Fair Share Action
- Formation: August 2012
- Type: Super PAC
- Purpose: To support Democratic candidates and oppose Republican candidates
- Location: Denver, Colorado;
- Affiliations: Fair Share
- Website: www.fairshareaction.org

= Fair Share Action =

American Super PAC

Fair Share Action is a left-leaning American super PAC that seeks to elect Democratic candidates to political office. Fair Share Action is an unaffiliated Super PAC. It shares a name with the 501(c)(4) Fair Share.

Fair Share Action was launched in Colorado in August 2012. The super PAC is heavily funded by Tim Gill, a computer software entrepreneur and LGBT rights activist. Fair Share Action also received $550,000 in seed funding from Environment America. Billionaire Tom Steyer, the National Education Association, and America Votes have also funded Fair Share Action.

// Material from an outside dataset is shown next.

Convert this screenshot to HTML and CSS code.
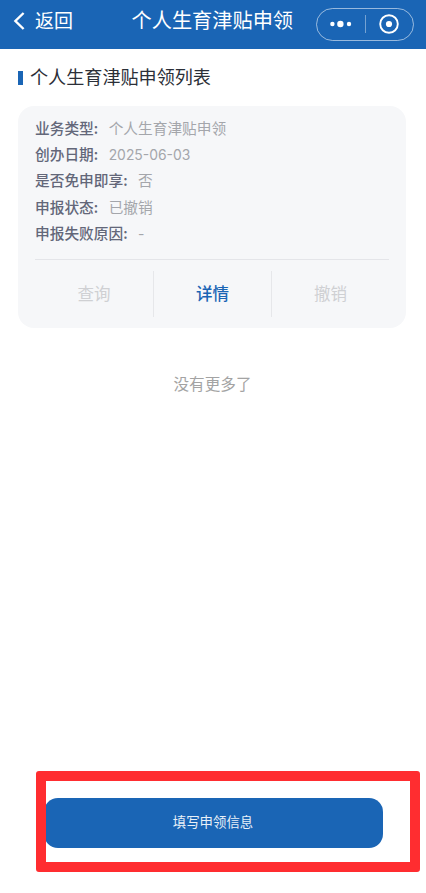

The group's initial activities included get out the vote efforts in Colorado, Florida, and New Hampshire for President Barack Obama's 2012 re-election campaign. In 2014, Fair Share Action reported spending $4,363,917 on federal electoral efforts, including more than $1.5 million on efforts to re-elect former Democratic U.S. Senator Mark Udall, who was ultimately defeated.
In the July 15, 2016 Report of Disbursements, Fair Share Action was named as a donor to Correct the Record, a political action group exposing political opponents of Hillary Clinton and the Democratic Party.